Many pundits and experts would have us believe that the demise of the newspaper as we know it is at hand and that newspapers are a weakening market segment for printing in the U.S. There’s no denying that the shuttering of papers like the Rocky Mountain News, Seattle Post-Intelligencer and the daily edition of the Christian Science Monitor posit a profound change in the newspaper industry. But it does not necessarily follow that all newspapers are an endangered species. What it does mean, though, is that the traditional model of newspaper publishing is changing –many would say broken– and that newspaper publishers must create new models for their industry. And digital printing can help.
There are several ways in which digital print can help transform newspapers. The one that’s most often rolled out is customized content at an individual level. This can foster creation of hyper-localized papers, especially weeklies, with links to deeper articles on the web along with web-based discussions that foster local communication. The future is cross-media newspaper publishing combining the best of both print and the web.
Already there are condensed versions of several international newspapers, digitally printed and distributed primarily to hotels and airlines. On long flights, the newspapers being read often contain the stories that will be in the morning paper in the destination cities, helping business travelers stay current. That’s admittedly something of a niche market, but let’s take it a step further.
Imagine you’re from Manchester, England and vacationing in Tuscany. You pick up a copy of the Guardian and while reading the latest about Manchester United you find many of the ads to be primarily for Tuscan eateries, tour guides and other businesses that can make your trip more enjoyable.
Or maybe you’re a printer in the United States. You know there are neighborhoods in your city peopled by immigrants from Romania and the Czech Republic, all hungry for news from home. So you work with the newspapers to obtain the digital files and produce the paper for local distribution— with ads for local businesses.
There’s no question that ad pages are dwindling, yet newspaper advertising is still a relatively low-cost way to reach a wide audience. But suppose ads and free-standing inserts were based on zip codes and demographics? Newspapers have long had sections targeting specific circulation areas, replete with ads for local businesses. But imagine such targeting being based on clusters of zip codes so that ads vary based on where the paper was sold or delivered. Improved targeting can make it even more effective if used, for example, in conjunction with a cross-media campaign that points readers to web landing pages that enable tracking and follow-up. Yes, this ads complexity and requires advertisers’ marketing departments to think differently, but it makes newspapers a richer resource and adds value to them as an advertising medium. It means that newspapers and advertisers alike have to change the way they think, but it’s hardly an insurmountable barrier or insoluble problem.

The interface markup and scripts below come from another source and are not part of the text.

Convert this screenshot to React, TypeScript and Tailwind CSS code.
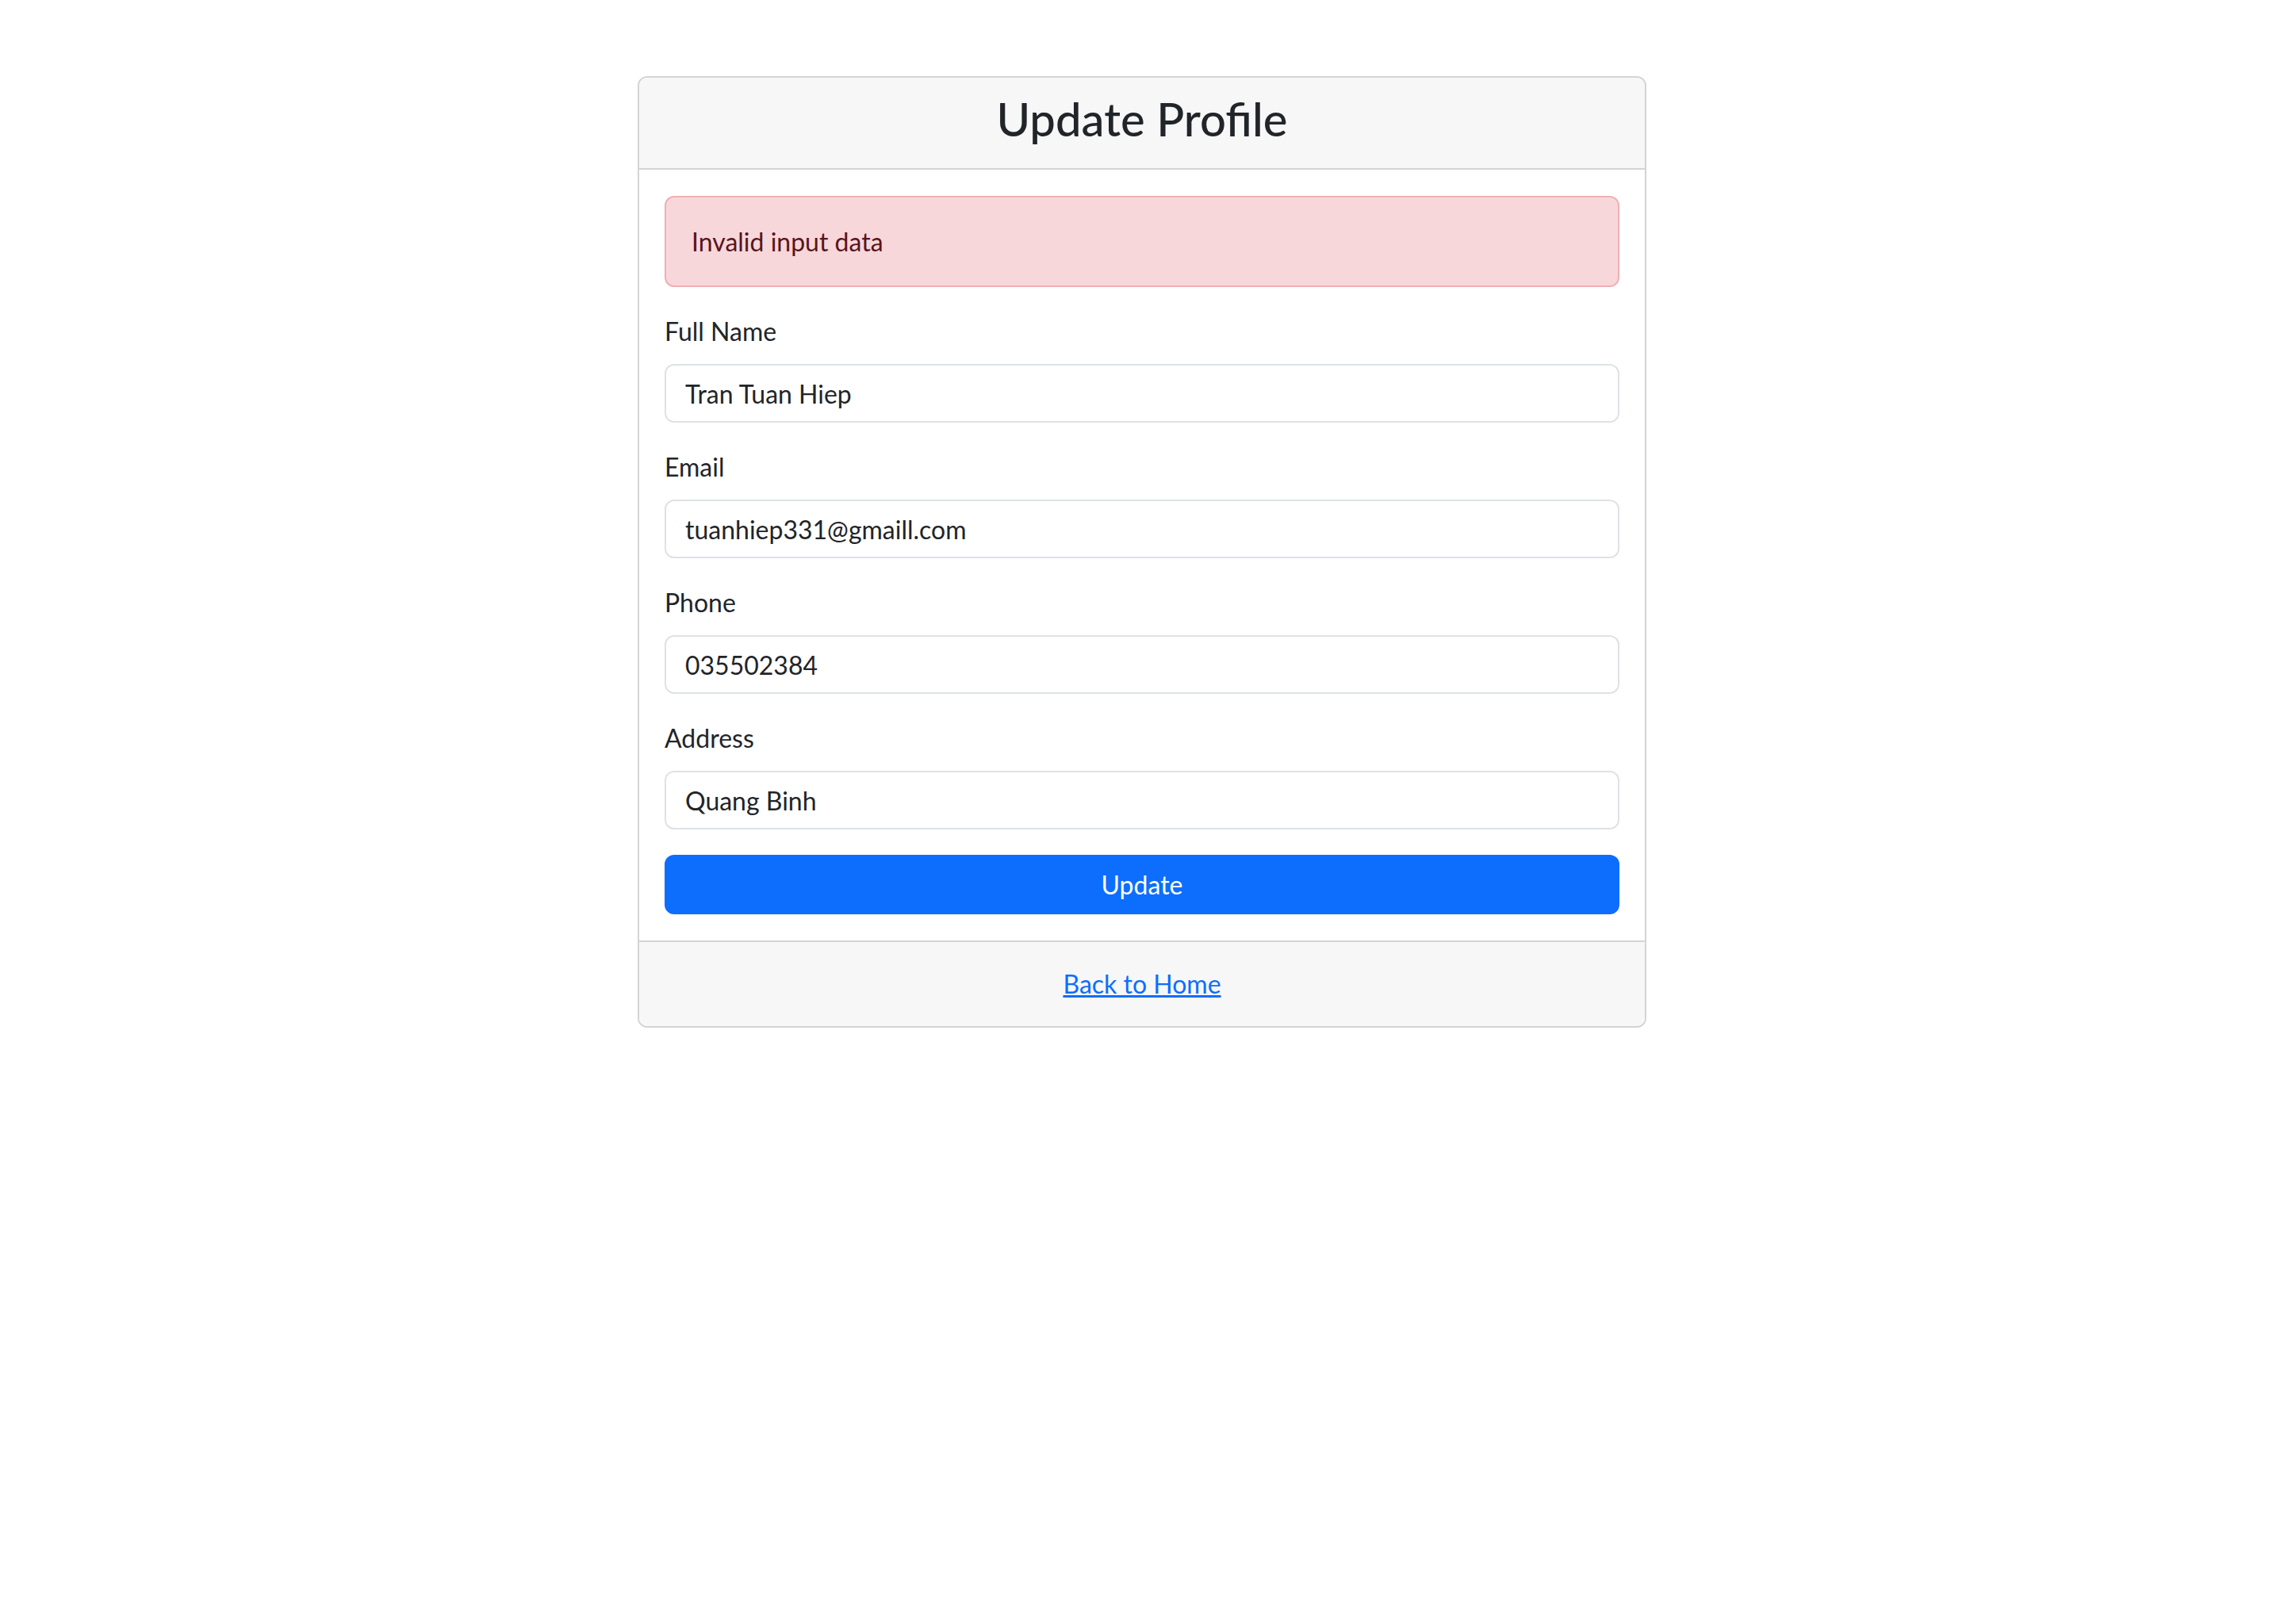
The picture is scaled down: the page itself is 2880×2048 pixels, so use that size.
import { useState } from 'react';

type Field = {
  id: string;
  label: string;
  type: string;
  value: string;
};

const initialFields: Field[] = [
  { id: 'fullName', label: 'Full Name', type: 'text', value: 'Tran Tuan Hiep' },
  { id: 'email', label: 'Email', type: 'email', value: 'tuanhiep331@gmaill.com' },
  { id: 'phone', label: 'Phone', type: 'text', value: '035502384' },
  { id: 'address', label: 'Address', type: 'text', value: 'Quang Binh' },
];

export default function App() {
  const [fields, setFields] = useState(initialFields);

  const handleChange = (id: string, value: string) => {
    setFields((prev) => prev.map((f) => (f.id === id ? { ...f, value } : f)));
  };

  return (
    <div className="min-h-screen bg-white text-[#212529] font-['Lato',sans-serif]">
      <div className="mx-auto mt-[96px] w-[1272px] overflow-hidden rounded-[12px] border-2 border-[#d4d4d4]">
        {/* Header */}
        <div className="flex h-[116px] items-center justify-center border-b-2 border-[#d4d4d4] bg-[#f7f7f7] pb-[10px]">
          <h2 className="text-[58px] font-medium leading-[70px]">Update Profile</h2>
        </div>

        {/* Body */}
        <div className="bg-white px-[32px] pt-[33px] pb-[33px]">
          <div className="mb-[32px] flex h-[115px] items-center rounded-[12px] border-2 border-[#f1aeb5] bg-[#f8d7da] px-[32px] text-[32px] leading-[48px] text-[#58151c]">
            Invalid input data
          </div>

          <form onSubmit={(e) => e.preventDefault()}>
            {fields.map((f) => (
              <div key={f.id} className="mb-[32px]">
                <label htmlFor={f.id} className="mb-[17px] block text-[32px] leading-[48px]">
                  {f.label}
                </label>
                <input
                  id={f.id}
                  type={f.type}
                  value={f.value}
                  onChange={(e) => handleChange(f.id, e.target.value)}
                  className="block h-[74px] w-full rounded-[12px] border-2 border-[#dee2e6] bg-white px-[24px] text-[32px] text-[#212529] outline-none"
                />
              </div>
            ))}
            <button
              type="submit"
              className="block h-[75px] w-full rounded-[12px] border-2 border-[#0d6efd] bg-[#0d6efd] text-[32px] leading-[48px] text-white"
            >
              Update
            </button>
          </form>
        </div>

        {/* Footer */}
        <div className="flex h-[108px] items-center justify-center border-t-2 border-[#d4d4d4] bg-[#f7f7f7]">
          <a href="#" className="text-[32px] leading-[48px] text-[#0d6efd] underline">
            Back to Home
          </a>
        </div>
      </div>
    </div>
  );
}
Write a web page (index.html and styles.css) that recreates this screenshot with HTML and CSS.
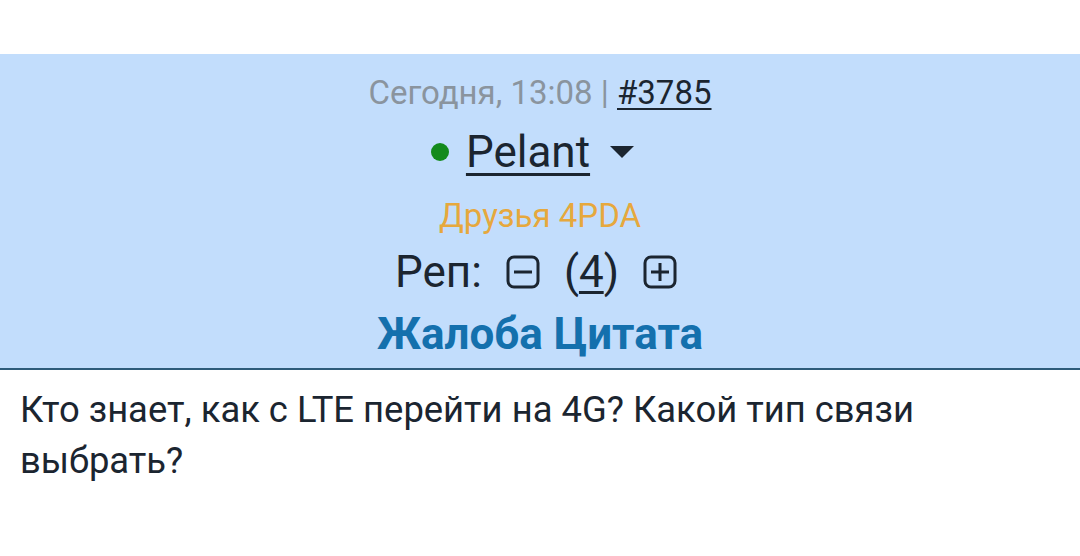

There’s no question that newspapers are going to change. And there’s no doubt that many in the U.S. are going to fail. But if newspaper publishers join the 21st century and change how they think about their business, they can revitalize their operations and redefine their enterprise. Digital print, both toner and inkjet technologies, combined with an array of readily available software, can help make this a reality. Newspapers aren’t dead, or even dying. But many need an injection of imagination and digital technology to reinvent them as a 21st century media.